During the 1970s, Bronx River Houses became one of the central sites in the development of hip hop. Resident Afrika Bambaataa organized parties and gatherings at the development's community center, where DJs, MCs, breakdancers and graffiti artists gathered during the culture's formative years. Bambaataa also organized the Bronx River Organization, which later evolved into the Universal Zulu Nation. The organization sought to redirect young people away from gang involvement and toward music, dance and other community activities. The Bronx River Community Center became an important venue for early hip-hop performances and meetings and drew artists and participants from across the Bronx.

By the late 1970s, residents were also organizing in response to concerns about crime and safety. In 1979, resident James Graham established a tenant patrol program at Bronx River Houses. The patrol advocated visitor sign-ins, improved communication between residents and police, and additional building-security measures. By the early 1990s, security measures at the development included cameras in building lobbies and elevators and reinforced security windows.

In 1995, the administration of Mayor Rudy Giuliani selected Bronx River Houses for an anti-crime and anti-graffiti initiative known as Operation Commitment. The city increased tenant patrols and established a police trailer that provided a 24-hour law-enforcement presence at the development. As part of the initiative, NYCHA barred the Zulu Nation from holding its longtime meetings at the community center and removed murals associated with the organization. NYCHA officials reported that crime at Bronx River Houses had fallen 52 percent during the first five months of the initiative, although police officials told The New York Times that they had been unable to link the Zulu Nation to specific crimes at the development.

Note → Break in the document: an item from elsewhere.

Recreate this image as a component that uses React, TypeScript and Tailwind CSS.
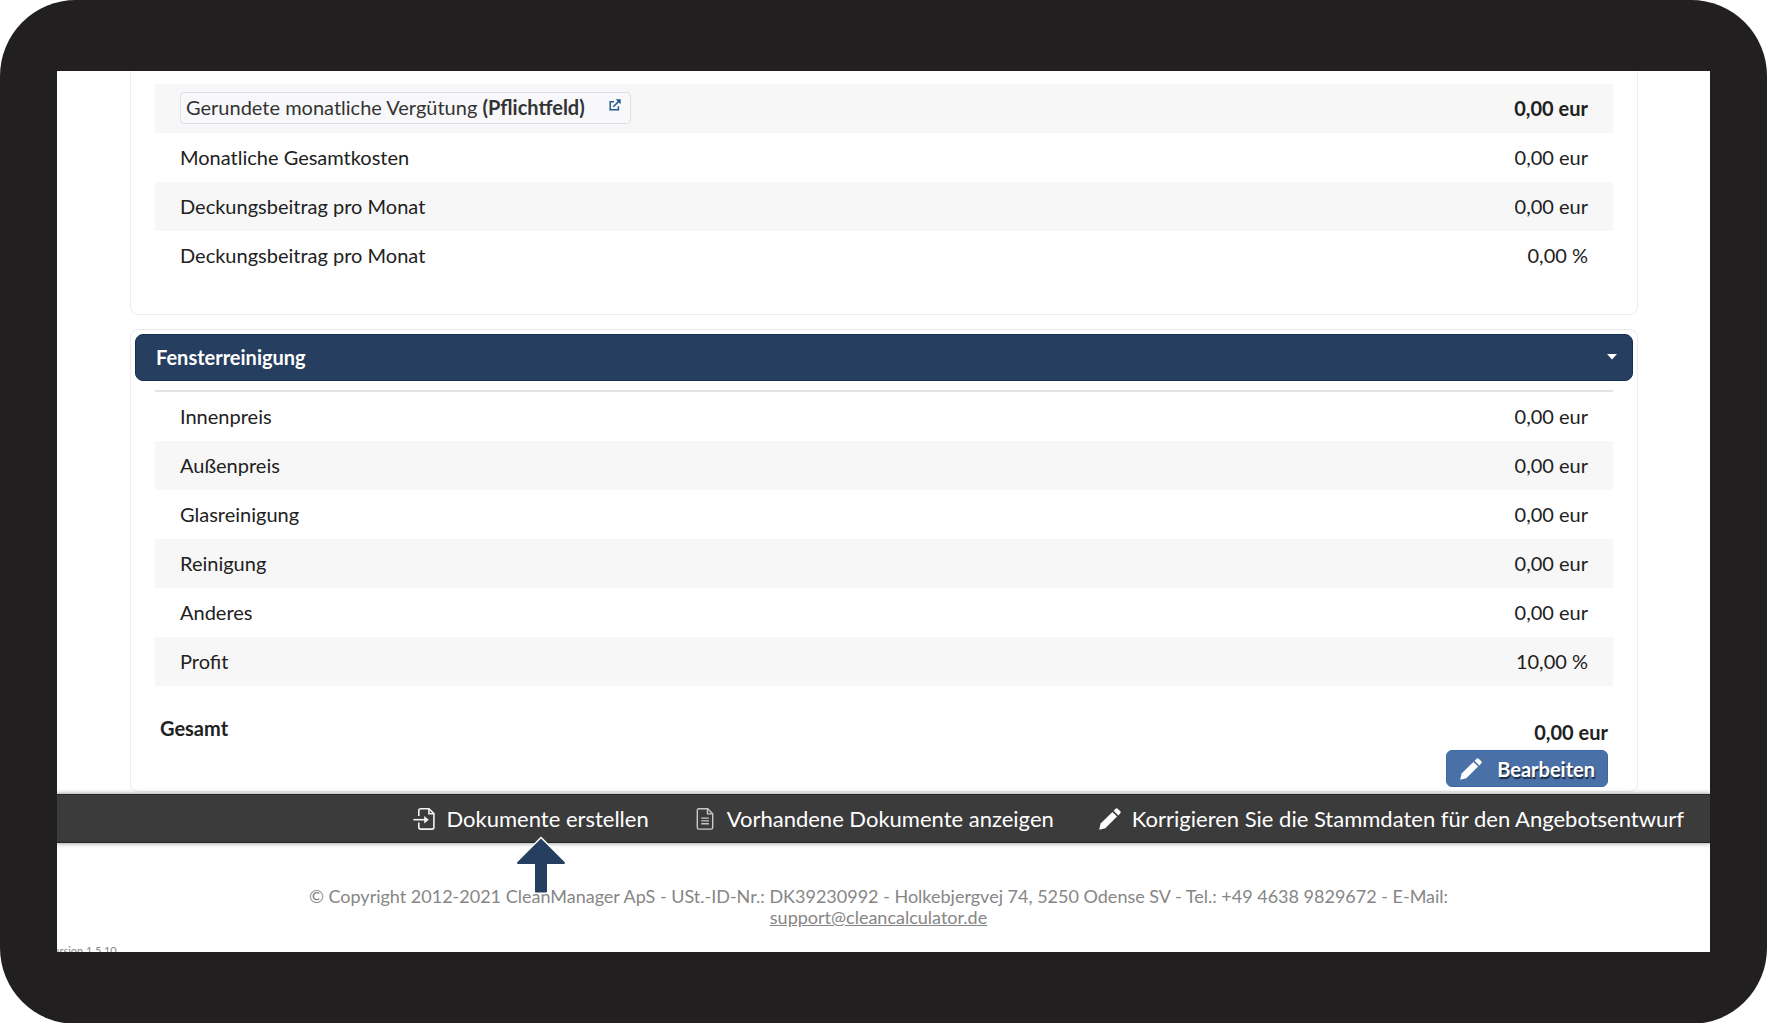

Security surveillance was expanded further near the end of the decade. In 1999, the NYPD completed the installation of 135 closed-circuit television cameras at Bronx River Houses. The city subsequently reported a 44 percent decrease in crime at the development from January through October 2000 compared with the same period in 1999.

== Notable residents ==
- Afrika Bambaataa (1957–2026), disc jockey, rapper, songwriter and producer
- Darren Carrington (born 1966), NFL football player
- Judy Craig (born 1946), lead singer of the doo-wop group The Chiffons, James Monroe High School graduate
- Ronnie Mack (1940–1963), songwriter best known for writing The Chiffons number-one hit "He's So Fine"
- Jazzy Jay (born 1961), hip-hop DJ and producer
- Wilfredo "Bio" Feliciano, graffiti artist and member of TATS CRU.